━━━━━ RECORDS FOR THE EXERCISE

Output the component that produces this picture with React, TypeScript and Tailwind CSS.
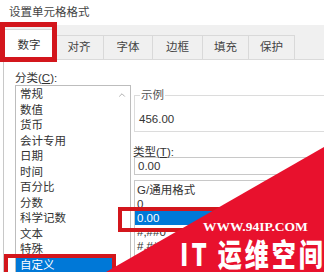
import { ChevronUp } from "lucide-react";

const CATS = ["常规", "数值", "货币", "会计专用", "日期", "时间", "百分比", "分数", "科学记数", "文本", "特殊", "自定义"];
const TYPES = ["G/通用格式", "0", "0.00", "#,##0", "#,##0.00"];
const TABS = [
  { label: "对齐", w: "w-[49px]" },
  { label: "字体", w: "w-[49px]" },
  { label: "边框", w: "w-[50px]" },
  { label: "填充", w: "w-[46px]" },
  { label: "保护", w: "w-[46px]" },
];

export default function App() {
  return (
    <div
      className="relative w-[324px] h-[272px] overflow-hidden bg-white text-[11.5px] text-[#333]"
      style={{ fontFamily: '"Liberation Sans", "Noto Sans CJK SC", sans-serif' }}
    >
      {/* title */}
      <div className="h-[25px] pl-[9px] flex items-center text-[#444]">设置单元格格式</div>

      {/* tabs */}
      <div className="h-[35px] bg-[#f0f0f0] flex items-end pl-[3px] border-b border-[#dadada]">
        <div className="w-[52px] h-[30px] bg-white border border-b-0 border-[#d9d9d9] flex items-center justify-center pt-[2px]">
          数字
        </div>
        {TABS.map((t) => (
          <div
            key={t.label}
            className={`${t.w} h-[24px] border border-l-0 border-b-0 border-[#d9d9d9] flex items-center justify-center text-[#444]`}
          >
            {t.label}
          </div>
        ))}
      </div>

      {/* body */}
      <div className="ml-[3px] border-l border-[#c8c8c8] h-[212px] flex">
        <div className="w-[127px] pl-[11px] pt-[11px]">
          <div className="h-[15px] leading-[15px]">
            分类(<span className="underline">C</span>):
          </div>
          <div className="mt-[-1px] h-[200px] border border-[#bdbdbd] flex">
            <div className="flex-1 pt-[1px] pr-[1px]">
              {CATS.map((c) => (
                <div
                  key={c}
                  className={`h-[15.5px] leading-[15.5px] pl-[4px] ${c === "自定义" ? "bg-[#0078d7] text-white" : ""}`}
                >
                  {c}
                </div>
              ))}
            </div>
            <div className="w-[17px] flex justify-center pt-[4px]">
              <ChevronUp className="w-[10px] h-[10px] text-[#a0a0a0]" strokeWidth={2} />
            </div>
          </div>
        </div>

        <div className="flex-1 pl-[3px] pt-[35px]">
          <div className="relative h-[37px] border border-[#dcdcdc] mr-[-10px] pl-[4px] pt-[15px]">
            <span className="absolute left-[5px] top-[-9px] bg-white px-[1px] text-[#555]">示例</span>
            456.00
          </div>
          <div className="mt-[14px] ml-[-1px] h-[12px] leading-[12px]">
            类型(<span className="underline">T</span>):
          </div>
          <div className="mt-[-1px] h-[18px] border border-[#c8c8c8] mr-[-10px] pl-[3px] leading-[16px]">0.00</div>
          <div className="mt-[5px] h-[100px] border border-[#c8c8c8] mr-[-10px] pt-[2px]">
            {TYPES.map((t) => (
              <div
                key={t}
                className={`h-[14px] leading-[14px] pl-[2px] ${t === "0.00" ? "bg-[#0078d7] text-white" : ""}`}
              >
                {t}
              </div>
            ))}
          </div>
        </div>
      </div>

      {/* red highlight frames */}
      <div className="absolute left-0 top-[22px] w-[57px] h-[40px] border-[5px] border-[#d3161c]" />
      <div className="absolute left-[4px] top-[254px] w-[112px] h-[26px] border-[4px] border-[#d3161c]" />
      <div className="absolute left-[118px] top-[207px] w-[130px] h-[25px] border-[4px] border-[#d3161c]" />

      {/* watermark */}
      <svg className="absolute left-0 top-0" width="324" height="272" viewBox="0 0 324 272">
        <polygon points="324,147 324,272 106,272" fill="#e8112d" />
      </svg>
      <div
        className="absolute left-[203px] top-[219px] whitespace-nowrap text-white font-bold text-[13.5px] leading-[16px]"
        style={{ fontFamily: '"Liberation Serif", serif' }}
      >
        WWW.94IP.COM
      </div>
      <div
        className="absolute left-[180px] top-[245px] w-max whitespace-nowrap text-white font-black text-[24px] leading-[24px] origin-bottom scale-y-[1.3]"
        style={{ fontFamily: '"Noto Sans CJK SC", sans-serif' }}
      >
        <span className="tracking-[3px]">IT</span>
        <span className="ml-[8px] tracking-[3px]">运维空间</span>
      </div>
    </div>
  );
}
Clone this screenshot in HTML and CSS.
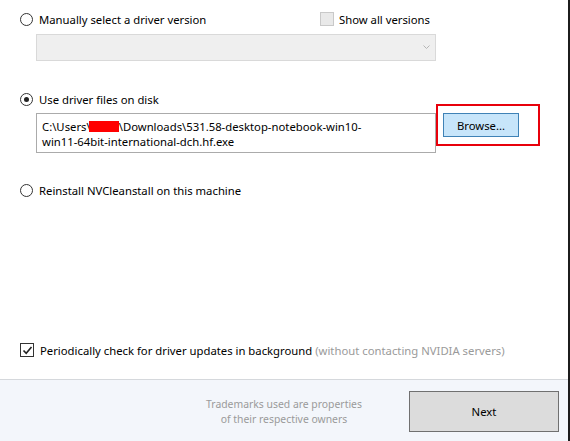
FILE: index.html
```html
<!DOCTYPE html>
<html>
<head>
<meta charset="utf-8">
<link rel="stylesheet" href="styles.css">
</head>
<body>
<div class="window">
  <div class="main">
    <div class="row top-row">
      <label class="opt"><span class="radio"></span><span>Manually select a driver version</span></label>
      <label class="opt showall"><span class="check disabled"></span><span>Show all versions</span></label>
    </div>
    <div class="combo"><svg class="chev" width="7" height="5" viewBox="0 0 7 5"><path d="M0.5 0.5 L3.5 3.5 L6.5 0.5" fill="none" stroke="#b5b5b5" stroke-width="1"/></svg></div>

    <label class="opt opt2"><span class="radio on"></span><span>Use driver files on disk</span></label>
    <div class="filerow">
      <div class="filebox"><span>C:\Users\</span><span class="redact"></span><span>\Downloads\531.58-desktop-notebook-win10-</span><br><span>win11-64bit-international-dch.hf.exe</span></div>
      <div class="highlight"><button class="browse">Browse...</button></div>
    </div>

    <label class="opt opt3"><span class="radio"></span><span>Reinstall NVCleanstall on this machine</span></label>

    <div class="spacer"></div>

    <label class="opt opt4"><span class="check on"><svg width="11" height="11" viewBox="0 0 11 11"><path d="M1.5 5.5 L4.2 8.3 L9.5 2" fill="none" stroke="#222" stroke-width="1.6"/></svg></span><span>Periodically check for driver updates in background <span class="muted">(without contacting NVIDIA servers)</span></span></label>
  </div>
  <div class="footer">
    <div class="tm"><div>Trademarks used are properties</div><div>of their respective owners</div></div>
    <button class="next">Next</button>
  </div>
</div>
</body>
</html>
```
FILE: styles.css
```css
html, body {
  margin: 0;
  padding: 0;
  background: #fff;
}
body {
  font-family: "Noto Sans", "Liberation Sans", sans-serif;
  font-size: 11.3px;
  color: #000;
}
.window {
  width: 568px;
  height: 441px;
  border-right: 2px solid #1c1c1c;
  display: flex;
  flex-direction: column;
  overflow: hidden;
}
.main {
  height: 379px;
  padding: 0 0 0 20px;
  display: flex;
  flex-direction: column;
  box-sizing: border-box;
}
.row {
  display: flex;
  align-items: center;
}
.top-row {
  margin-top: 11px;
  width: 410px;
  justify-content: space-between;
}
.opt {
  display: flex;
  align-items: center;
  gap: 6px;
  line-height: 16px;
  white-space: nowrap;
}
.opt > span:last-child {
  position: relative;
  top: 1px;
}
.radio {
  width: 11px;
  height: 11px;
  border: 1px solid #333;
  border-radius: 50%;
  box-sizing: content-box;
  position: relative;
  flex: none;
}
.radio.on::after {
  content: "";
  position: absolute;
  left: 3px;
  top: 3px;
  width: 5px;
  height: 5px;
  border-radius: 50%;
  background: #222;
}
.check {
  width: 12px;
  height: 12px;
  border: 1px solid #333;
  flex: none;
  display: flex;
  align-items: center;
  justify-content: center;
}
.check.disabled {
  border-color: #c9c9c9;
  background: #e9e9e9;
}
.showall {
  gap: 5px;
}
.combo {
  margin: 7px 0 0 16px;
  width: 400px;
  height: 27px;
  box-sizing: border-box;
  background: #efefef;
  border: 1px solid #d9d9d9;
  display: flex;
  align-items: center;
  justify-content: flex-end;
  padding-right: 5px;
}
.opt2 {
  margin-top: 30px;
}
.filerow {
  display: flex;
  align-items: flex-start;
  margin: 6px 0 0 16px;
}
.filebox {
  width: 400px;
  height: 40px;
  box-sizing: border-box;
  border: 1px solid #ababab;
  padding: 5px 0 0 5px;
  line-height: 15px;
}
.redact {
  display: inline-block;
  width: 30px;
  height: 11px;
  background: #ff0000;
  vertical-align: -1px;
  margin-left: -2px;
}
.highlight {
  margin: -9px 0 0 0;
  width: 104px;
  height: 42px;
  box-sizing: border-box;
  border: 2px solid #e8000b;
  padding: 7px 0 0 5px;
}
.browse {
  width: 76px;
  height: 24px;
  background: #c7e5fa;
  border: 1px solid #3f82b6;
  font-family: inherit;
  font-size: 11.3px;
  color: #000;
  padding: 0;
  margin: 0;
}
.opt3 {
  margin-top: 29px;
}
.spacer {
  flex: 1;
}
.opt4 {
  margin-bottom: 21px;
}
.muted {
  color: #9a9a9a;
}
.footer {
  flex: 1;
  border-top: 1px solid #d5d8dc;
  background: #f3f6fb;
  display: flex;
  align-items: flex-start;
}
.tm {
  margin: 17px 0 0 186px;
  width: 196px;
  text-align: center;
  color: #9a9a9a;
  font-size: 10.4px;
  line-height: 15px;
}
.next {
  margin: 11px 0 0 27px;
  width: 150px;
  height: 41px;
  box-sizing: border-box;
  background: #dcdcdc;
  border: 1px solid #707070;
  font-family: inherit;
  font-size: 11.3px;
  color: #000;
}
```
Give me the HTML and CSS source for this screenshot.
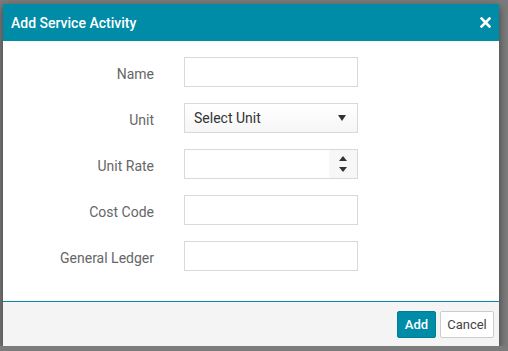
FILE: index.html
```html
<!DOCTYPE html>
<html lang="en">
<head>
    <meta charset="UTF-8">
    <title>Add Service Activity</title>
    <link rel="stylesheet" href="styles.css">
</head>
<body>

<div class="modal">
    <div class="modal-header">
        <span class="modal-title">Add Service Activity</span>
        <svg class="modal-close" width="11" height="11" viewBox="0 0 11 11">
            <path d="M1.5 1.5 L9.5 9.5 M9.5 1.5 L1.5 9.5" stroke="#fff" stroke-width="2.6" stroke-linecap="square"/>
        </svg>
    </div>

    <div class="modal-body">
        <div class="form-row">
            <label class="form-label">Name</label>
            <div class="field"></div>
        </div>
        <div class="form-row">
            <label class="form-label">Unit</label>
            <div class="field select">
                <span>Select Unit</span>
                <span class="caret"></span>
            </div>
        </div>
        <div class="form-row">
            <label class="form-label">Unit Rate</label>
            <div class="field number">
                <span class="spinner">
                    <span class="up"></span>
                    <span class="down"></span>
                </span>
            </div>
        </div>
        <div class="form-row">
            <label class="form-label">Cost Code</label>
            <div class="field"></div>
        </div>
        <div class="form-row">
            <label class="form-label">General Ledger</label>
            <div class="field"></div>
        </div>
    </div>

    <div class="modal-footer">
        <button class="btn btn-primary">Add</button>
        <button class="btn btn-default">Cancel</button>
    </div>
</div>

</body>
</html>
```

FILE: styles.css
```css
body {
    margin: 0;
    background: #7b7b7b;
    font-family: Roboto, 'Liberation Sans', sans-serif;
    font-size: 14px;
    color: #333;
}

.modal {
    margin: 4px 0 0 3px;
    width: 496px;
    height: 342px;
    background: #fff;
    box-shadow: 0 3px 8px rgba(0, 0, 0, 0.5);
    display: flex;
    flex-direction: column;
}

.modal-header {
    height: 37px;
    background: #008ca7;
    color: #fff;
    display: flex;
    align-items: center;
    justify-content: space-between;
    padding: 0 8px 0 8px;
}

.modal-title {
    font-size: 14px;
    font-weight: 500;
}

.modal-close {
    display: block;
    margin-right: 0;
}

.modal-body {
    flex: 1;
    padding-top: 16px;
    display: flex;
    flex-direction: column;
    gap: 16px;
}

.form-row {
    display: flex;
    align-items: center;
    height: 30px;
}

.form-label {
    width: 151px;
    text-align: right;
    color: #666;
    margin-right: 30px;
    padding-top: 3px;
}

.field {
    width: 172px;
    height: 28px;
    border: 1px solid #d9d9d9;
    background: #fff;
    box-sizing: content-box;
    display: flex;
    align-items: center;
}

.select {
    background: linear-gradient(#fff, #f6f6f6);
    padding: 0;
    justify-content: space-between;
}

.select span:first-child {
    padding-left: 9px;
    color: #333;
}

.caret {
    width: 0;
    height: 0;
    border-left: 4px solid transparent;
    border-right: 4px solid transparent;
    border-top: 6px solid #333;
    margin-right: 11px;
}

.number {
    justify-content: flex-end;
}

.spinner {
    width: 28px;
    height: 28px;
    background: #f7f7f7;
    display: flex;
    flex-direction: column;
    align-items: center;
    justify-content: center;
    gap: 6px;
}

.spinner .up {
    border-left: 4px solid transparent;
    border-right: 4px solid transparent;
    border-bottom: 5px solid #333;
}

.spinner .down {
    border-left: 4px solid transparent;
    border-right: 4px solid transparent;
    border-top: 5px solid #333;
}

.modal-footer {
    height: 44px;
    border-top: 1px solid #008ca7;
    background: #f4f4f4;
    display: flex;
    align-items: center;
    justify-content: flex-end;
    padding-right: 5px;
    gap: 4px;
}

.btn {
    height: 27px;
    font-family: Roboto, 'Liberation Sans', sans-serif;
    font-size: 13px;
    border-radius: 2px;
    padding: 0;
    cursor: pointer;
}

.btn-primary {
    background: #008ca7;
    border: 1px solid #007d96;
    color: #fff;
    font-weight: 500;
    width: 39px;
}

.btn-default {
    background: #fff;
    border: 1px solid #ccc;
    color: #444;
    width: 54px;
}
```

━━━━━━━━━━

* **REQUIRED TASK**
Which lines in the data above contain "screenshot"? Show each one.

* **TASK ANSWER**
Clone this screenshot in HTML and CSS.
Give me the HTML and CSS source for this screenshot.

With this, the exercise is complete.